The problem is that NASA has to follow political interests, sometimes the political interests align with technical interest and we get great things like the Apollo program.
They also have a very tight tolerance of failure. Every failure made in the engineering process brings more and more scrutiny by those holding the purse strings in Washington.
Specially this. How space x handles failures is a very hard nono in my book. "But we test in the field" is what space x says, and as a software developer its like saying "we test in production".
Yes youll get something use able faster, but its way way more costly in the long run and is nasty in between.
My arse they cant test this stuff on earth. We have simulations, models, calculations, test, everything. Yes, things can and will sometimes still fail when going in production ( in flight ) but you want to lower the risk of it failing cause its costly as fuck.
They dont seem to care though.
Also, im not saying what they are building towards is bad, it really really isnt, but their methods is... Bad
Iterative development like that isn't uncommon in engineering as a whole. Simulation can get you a long way but there's a hard limit to that. You don't think spacex designed a starship to use without running extensive simulations to try and figure it out before hand right?

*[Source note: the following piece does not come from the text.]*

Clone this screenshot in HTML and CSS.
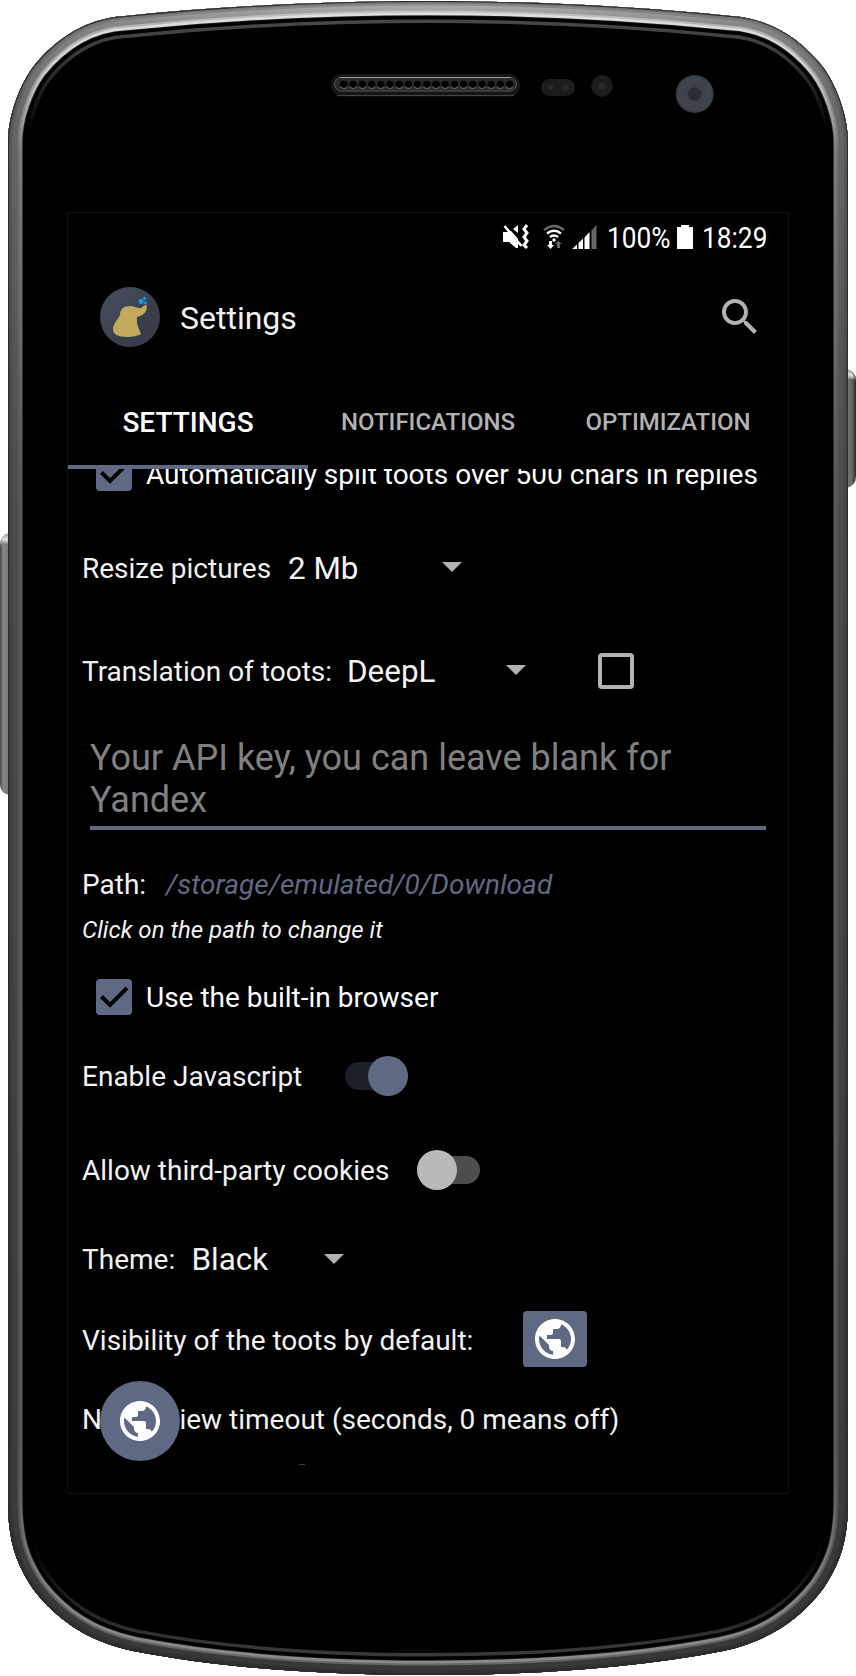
FILE: index.html
```html
<!DOCTYPE html>
<html lang="en">
<head>
<meta charset="utf-8">
<title>Settings</title>
<link rel="stylesheet" href="styles.css">
</head>
<body>
<main class="device">
  <svg class="shell" viewBox="0 0 856 1676" width="856" height="1676" aria-hidden="true">
    <defs>
      <path id="body" d="M8 142C8 117 19 86 33 67C57 37 88 18 125 16C225 6 330 1 428 1C526 1 631 6 731 16C768 18 799 37 823 67C837 86 848 117 848 142V1500C848 1540 841 1562 823 1589C799 1620 769 1641 723 1651C630 1669 526 1675 428 1675C330 1675 226 1669 133 1651C87 1641 57 1620 33 1589C15 1562 8 1540 8 1500Z"/>
      <clipPath id="bodyClip"><use href="#body"/></clipPath>
      <linearGradient id="rimMid" gradientUnits="userSpaceOnUse" x1="0" y1="0" x2="0" y2="1676">
        <stop offset="0" stop-color="#b4b4b4"/><stop offset=".015" stop-color="#858585"/><stop offset=".07" stop-color="#666"/><stop offset=".3" stop-color="#4c4c4c"/><stop offset="1" stop-color="#383838"/>
      </linearGradient>
      <linearGradient id="rimEdge" gradientUnits="userSpaceOnUse" x1="0" y1="0" x2="0" y2="1676">
        <stop offset="0" stop-color="#777"/><stop offset=".07" stop-color="#555"/><stop offset=".3" stop-color="#404040"/><stop offset="1" stop-color="#2e2e2e"/>
      </linearGradient>
      <linearGradient id="rimLight" gradientUnits="userSpaceOnUse" x1="0" y1="0" x2="0" y2="1676">
        <stop offset="0" stop-color="#e2e2e2"/><stop offset=".04" stop-color="#cfcfcf"/><stop offset=".09" stop-color="#7d7d7d"/><stop offset=".3" stop-color="#585858"/><stop offset=".88" stop-color="#5c5c5c"/><stop offset=".95" stop-color="#808080"/><stop offset="1" stop-color="#8e8e8e"/>
      </linearGradient>
      <linearGradient id="glint" gradientUnits="userSpaceOnUse" x1="0" y1="0" x2="0" y2="1676">
        <stop offset="0" stop-color="#505050"/><stop offset=".03" stop-color="#3c3c3c"/><stop offset=".08" stop-color="#000"/><stop offset=".92" stop-color="#000"/><stop offset=".97" stop-color="#2c2c2c"/><stop offset="1" stop-color="#444"/>
      </linearGradient>
      <linearGradient id="keyLeft" x1="0" x2="1" y1="0" y2="0">
        <stop offset="0" stop-color="#444"/><stop offset=".3" stop-color="#858585"/><stop offset="1" stop-color="#777"/>
      </linearGradient>
      <linearGradient id="keyRight" x1="0" x2="1" y1="0" y2="0">
        <stop offset="0" stop-color="#777"/><stop offset=".6" stop-color="#666"/><stop offset="1" stop-color="#2a2a2a"/>
      </linearGradient>
      <linearGradient id="keyCap" x1="0" x2="0" y1="0" y2="1">
        <stop offset="0" stop-color="#999"/><stop offset=".6" stop-color="#e2e2e2"/><stop offset="1" stop-color="#888"/>
      </linearGradient>
      <radialGradient id="lens"><stop offset="0" stop-color="#3a3f47"/><stop offset=".85" stop-color="#40454d"/><stop offset="1" stop-color="#33373d"/></radialGradient>
      <pattern id="holes" patternUnits="userSpaceOnUse" x="339.4" y="79" width="9.2" height="11">
        <circle cx="4.6" cy="5.5" r="3.8" fill="#000"/><path d="M1.300 7.500A3.800 3.800 0 0 0 7.900 7.500" fill="none" stroke="#666"/>
      </pattern>
    </defs>
    <path d="M10 533Q0 535 0 546V784Q0 794 10 795Z" fill="url(#keyLeft)"/>
    <path d="M9 533Q2 535 1 544H9Z" fill="url(#keyCap)"/>
    <path d="M846 369Q856 371 856 381V476Q856 486 846 488Z" fill="url(#keyRight)"/>
    <path d="M847 369Q853 371 855 379H847Z" fill="url(#keyCap)"/>
    <use href="#body"/>
    <g clip-path="url(#bodyClip)" fill="none">
      <use href="#body" stroke="url(#glint)" stroke-width="44"/>
      <use href="#body" stroke="#000" stroke-width="37"/>
      <use href="#body" stroke="#222" stroke-width="30"/>
      <use href="#body" stroke="url(#rimLight)" stroke-width="28.500"/>
      <use href="#body" stroke="url(#rimMid)" stroke-width="23" stroke-opacity=".45"/>
      <use href="#body" stroke="url(#rimMid)" stroke-width="19"/>
      <use href="#body" stroke="url(#rimEdge)" stroke-width="9" stroke-opacity=".6"/>
      <use href="#body" stroke="url(#rimEdge)" stroke-width="5"/>
      <use href="#body" stroke="#2c2c2c" stroke-width="2"/>
    </g>
    <rect x="331" y="74" width="189" height="22.500" rx="10" fill="#161616"/>
    <path d="M337 95.500H514" stroke="#444"/>
    <rect x="334.500" y="77.500" width="182" height="13.500" rx="6.700" fill="#2a2a2a" stroke="#555"/>
    <path d="M340 77.500H511" stroke="#999"/>
    <rect x="339.400" y="79" width="174.800" height="11" fill="url(#holes)"/>
    <rect x="541" y="79" width="34" height="17" rx="8.500" fill="#1c1c1c"/>
    <circle cx="550.500" cy="87.500" r="3" fill="#282828"/><circle cx="565.500" cy="87.500" r="3" fill="#282828"/>
    <circle cx="602" cy="86" r="10.700" fill="#1c1c1c"/><circle cx="602" cy="86" r="3.800" fill="#272727"/>
    <circle cx="694.700" cy="94" r="19" fill="url(#lens)"/><circle cx="694.700" cy="94" r="6.800" fill="#292e35"/>
  </svg>

  <section class="screen">
    <div class="status">
      <svg class="status-mute" viewBox="0 0 26 26" width="26" height="26"><path d="M0 8H6L9 6L15 13V1L15 24L13 24L6 18H0Z" fill="#fff"/><path d="M10 5L15 1V9Z" fill="#fff"/><path d="M4 1L22 21" stroke="#000" stroke-width="2"/><path d="M1.500 2L18.500 22" stroke="#fff" stroke-width="2.500"/><path d="M24 1L21 5L24 9L21 13L24 17L21 21L24 24" fill="none" stroke="#fff" stroke-width="3"/></svg>
      <svg class="status-wifi" viewBox="0 0 22 26" width="22" height="26"><g fill="none" stroke="#fff" stroke-width="2.500"><path d="M1 6Q11-2 21 6" stroke="#666"/><path d="M4 9.500Q11 4 18 9.500"/><path d="M7 13Q11 10 15 13"/></g><circle cx="11" cy="16" r="1.700" fill="#fff"/><path d="M6 17H9V21H11L7.500 25L4 21H6Z" fill="#fff"/><path d="M14 24H17V20H19L15.500 17L12 20H14Z" fill="#666"/></svg>
      <svg class="status-signal" viewBox="0 0 26 26" width="26" height="26"><path d="M0 25L5 20.500V25ZM6.500 25V19L11 14.500V25ZM12.500 25V13.500L17.500 8V25Z" fill="#fff"/><path d="M19.500 25V6.500L24.500 1V25Z" fill="#666"/></svg>
      <span class="status-text status-percent">100%</span>
      <svg class="status-battery" viewBox="0 0 16 26" width="16" height="26"><path d="M4 1H12V3H16V25H0V3H4Z" fill="#fff"/></svg>
      <span class="status-text">18:29</span>
    </div>

    <header class="toolbar">
      <svg class="logo" viewBox="0 0 60 60" width="60" height="60"><defs><linearGradient id="disc" x1="0" y1="0" x2="1" y2="1"><stop offset="0" stop-color="#4b5060"/><stop offset=".6" stop-color="#3a3f4e"/><stop offset="1" stop-color="#353948"/></linearGradient></defs><circle cx="30" cy="30" r="30" fill="url(#disc)"/><path d="M20 28C20 22 24 19 30 19C34 19 38 22 41 21C43 20.500 43 18 46.500 18C48 24 44 28 37 30C36 36 39 42 41 47C38 49 32 50 27 50C18 50 13 47 13 43C13 36 18 33 20 28Z" fill="#c3a95b"/><circle cx="41" cy="14.500" r="2.500" fill="#1a9be0"/><circle cx="44.500" cy="11.300" r="1.600" fill="#1a9be0"/><circle cx="45.300" cy="16" r="1.400" fill="#1a9be0"/></svg>
      <h1 class="title">Settings</h1>
      <svg class="search" viewBox="0 0 24 24" width="48" height="48"><path fill="#b2b2b2" d="M15.500 14h-.79l-.28-.27C15.410 12.590 16 11.110 16 9.500 16 5.910 13.090 3 9.500 3S3 5.910 3 9.500 5.910 16 9.500 16c1.610 0 3.090-.59 4.230-1.570l.27.28v.79l5 4.990L20.490 19l-4.990-5zm-6 0C7.010 14 5 11.990 5 9.500S7.010 5 9.500 5 14 7.010 14 9.500 11.990 14 9.500 14z"/></svg>
    </header>

    <nav class="tabs">
      <a class="tab tab-active">SETTINGS</a>
      <a class="tab">NOTIFICATIONS</a>
      <a class="tab">OPTIMIZATION</a>
    </nav>

    <div class="list">
      <div class="row row-split"><svg class="check" viewBox="0 0 36 36" width="36" height="36"><rect width="36" height="36" rx="4" fill="#606984"/><path d="M5.500 17.500L14 26L31 9" fill="none" stroke="#000" stroke-width="4"/></svg><span class="check-label">Automatically split toots over 500 chars in replies</span></div>
      <div class="row row-resize"><span class="label">Resize pictures</span><span class="value">2 Mb</span><i class="arrow"></i></div>
      <div class="row row-translate"><span class="label">Translation of toots:</span><span class="value">DeepL</span><i class="arrow"></i><i class="box"></i></div>
      <div class="field">Your API key, you can leave blank for Yandex</div>
      <div class="row row-path"><span class="label">Path:</span><em class="path">/storage/emulated/0/Download</em></div>
      <div class="row row-hint"><em>Click on the path to change it</em></div>
      <div class="row row-browser"><svg class="check" viewBox="0 0 36 36" width="36" height="36"><rect width="36" height="36" rx="4" fill="#606984"/><path d="M5.500 17.500L14 26L31 9" fill="none" stroke="#000" stroke-width="4"/></svg><span class="check-label">Use the built-in browser</span></div>
      <div class="row row-script"><span class="label">Enable Javascript</span><span class="switch switch-on"><i class="thumb"></i></span></div>
      <div class="row row-cookies"><span class="label">Allow third-party cookies</span><span class="switch"><i class="thumb"></i></span></div>
      <div class="row row-theme"><span class="label">Theme:</span><span class="value">Black</span><i class="arrow"></i></div>
      <div class="row row-visibility"><span class="label">Visibility of the toots by default:</span><span class="globe-button"><svg viewBox="0 0 24 24" width="48" height="48"><path id="globe" fill="#fff" d="M12 2C6.480 2 2 6.480 2 12s4.480 10 10 10 10-4.480 10-10S17.520 2 12 2zm-1 17.930c-3.950-.49-7-3.850-7-7.930 0-.62.080-1.210.210-1.790L9 15v1c0 1.100.9 2 2 2v1.930zm6.900-2.540c-.26-.81-1-1.390-1.900-1.390h-1v-3c0-.55-.45-1-1-1H8v-2h2c.55 0 1-.45 1-1V7h2c1.100 0 2-.9 2-2v-.41c2.930 1.190 5 4.060 5 7.410 0 2.080-.8 3.970-2.100 5.390z"/></svg></span></div>
      <div class="row row-timeout"><span class="label">NSFW view timeout (seconds, 0 means off)</span></div>
      <i class="cut"></i>
    </div>
    <span class="fab"><svg viewBox="0 0 24 24" width="48" height="48"><use href="#globe"/></svg></span>
  </section>
</main>
</body>
</html>
```
FILE: styles.css
```css
body {
  margin: 0;
  background: #fff;
  font-family: Roboto, "Noto Sans", sans-serif;
  font-size: 28px;
  color: #f2f2f2;
}

svg { display: block; flex: none; }

.device {
  display: grid;
  width: 856px;
  height: 1676px;
  overflow: hidden;
}

.shell, .screen { grid-area: 1 / 1; }

.screen {
  position: relative;
  box-sizing: border-box;
  width: 722px;
  height: 1282px;
  margin: 212px 0 0 67px;
  border: 1px solid #04170f;
  background: #000;
  white-space: nowrap;
}

.status {
  display: flex;
  align-items: center;
  height: 48px;
  padding-left: 435px;
  color: #fff;
}

.status-wifi { margin-left: 14px; }
.status-signal { margin-left: 7px; }
.status-battery { margin-left: 8px; }
.status-text {
  width: 64px;
  margin-left: 9px;
  padding-top: 1px;
  font-size: 29.5px;
  transform: scaleX(.89);
  transform-origin: 0 50%;
}
.status-percent { width: 62px; }

.toolbar {
  display: flex;
  align-items: center;
  height: 112px;
  padding: 0 24px 0 32px;
}

.title {
  margin: 2px auto 0 20px;
  font-size: 32px;
  font-weight: 400;
}

.tabs {
  display: grid;
  grid-template-columns: repeat(3, 240px);
  height: 96px;
}

.tab {
  box-sizing: border-box;
  height: 96px;
  border-bottom: 4px solid transparent;
  padding-top: 4px;
  line-height: 91px;
  text-align: center;
  font-size: 24px;
  font-weight: 500;
  color: #b2b2b2;
}
.tab-active { font-size: 28px; color: #fff; border-color: #606984; }

.list { height: 1021px; overflow: hidden; }

.row { display: flex; align-items: center; padding-left: 14px; }
.label, .value, .arrow, .box, .switch, .globe-button { flex: none; }
.value { font-size: 31.4px; }

.check { margin-left: 14px; }
.check-label { margin-left: 14px; padding-top: 2px; color: #fff; }

.arrow {
  margin-top: -2px;
  border: 10px solid transparent;
  border-width: 10px 10px 0;
  border-top-color: #b2b2b2;
}

.row-split { height: 36px; margin-top: -14px; }
.row-resize { height: 104px; margin-top: 25px; }
.row-resize .label { width: 206px; }
.row-resize .value { width: 154px; }
.row-translate { height: 102px; }
.row-translate .label { width: 265px; }
.row-translate .value { width: 159px; }

.box {
  box-sizing: border-box;
  width: 36px;
  height: 36px;
  margin-left: 72px;
  border: 4px solid #b2b2b2;
  border-radius: 4px;
}

.field {
  width: 676px;
  margin: 15px 0 0 22px;
  padding-bottom: 5px;
  border-bottom: 4px solid #606984;
  font-size: 36px;
  line-height: 42px;
  color: #808080;
  white-space: normal;
}

.row-path { height: 47px; margin-top: 31px; }
.row-path .label { width: 84px; }
.path { color: #606984; letter-spacing: .03px; }
.row-hint { height: 44px; font-size: 24px; }
.row-browser { height: 89px; }
.row-script { height: 71px; }
.row-script .label { width: 263px; }
.row-cookies { height: 117px; }
.row-cookies .label { width: 334.5px; }

.switch {
  display: flex;
  align-items: center;
  width: 63px;
  height: 28px;
  margin-top: -2px;
  border-radius: 14px;
  background: #4d4d4d;
}
.thumb { width: 40px; height: 40px; border-radius: 50%; background: #b9b9b9; }
.switch-on { justify-content: flex-end; background: #1d1f28; }
.switch-on .thumb { background: #606984; }

.row-theme { height: 61px; }
.row-theme .label { width: 109.5px; }
.row-theme .value { width: 132.5px; }
.row-visibility { height: 100px; }
.row-visibility .label { width: 441px; }

.globe-button {
  display: grid;
  place-items: center;
  width: 64px;
  height: 56px;
  margin-top: -2px;
  border-radius: 4px;
  background: #606984;
}

.row-timeout { height: 59px; }

.cut {
  display: block;
  width: 6px;
  height: 1px;
  margin: 15px 0 0 231px;
  background: #3a3f4f;
}

.fab {
  position: absolute;
  left: 32px;
  top: 1168px;
  display: grid;
  place-items: center;
  width: 80px;
  height: 80px;
  border-radius: 50%;
  background: #606984;
}
```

Sometimes you need to test in the field just to find out what bits you missed. Structural engineers will simulate and calculate extensively but they'll still build scale models and test pieces because it's the most reliable and effective way to ensure you're covering as many bases as possible.
Its not an either/or situation here. They're doing the testing and simulation and applying it IRL to find out where things break.
As a software developer i know what iterative development means, its in our blood and brains ( or at least it should be ). Simulations can indeed only get you so far, and i agree sometimes you have to make things and take a plunge. However, and i would like to be really wrong here so correct me if im wrong, but other companies like nasa, do not just shoot shit up in space and hope for the best. They arent allowed to do so for a reason. They test and calculate everything very rigoursly to make sure itll hold up as expected. From thruster power, resistance to continues extreme heat from reentry, ...
All of that they do here, on earth, before shooting anything up into space. Otherwise things like the rover on mars would have needed like 20 tries instead of 2.
These are things that looks like spacex is just throwing out the window.
To take it back to software development, they are doing an iterative development ( which is very good for what they are doing! ) but their testing before production/release of software is so basic theyll just see how it responds out there. Thats a huge nono to me if youre going to end up crashing all those rockets in the sea killing a shit ton of nature in the process. Sometimes the means dont justify the costs to me, and this is one of them. Yes, the booster catching was nice to see ( eventhough it nearly ended badly ) and its idea is very good and needed, but the way to get there is...messy.
That's a good point.
Space X has less bureaucracy and can pursue other commercial ventures. The amount nasa pays is high, but it's still cheaper than continuing their old program
Plus NASA can’t afford the risk. If SpaceX failed, no big deal. We would have lost some money and everyone would ridicule Musk. If NASA tried it and failed, they would not only have lost five times the money, but would be parylized by investigations, audits, cutbacks. NASA does a LOT more than just rockets and it would all be at risk
Plus notice NASA has been investing in multiple commercial programs where possible. 3 big rocket programs. Two crew capsules and multiple cargo capsules. Multiple space stations, etc. NASA could not have created this redundancy on their own
Not much of a spacex fan, but the fact that they were able to prove reusability on the falcon 9 and starship when the main players - ULA, Boeing, fuck, everyone said it was decades away IF EVER gets my attention. it illustrates how there are blind spots in all industries where people have to be shown what is possible because they'll never believe it and that dogma can stifle innovation for ages when left unchallenged.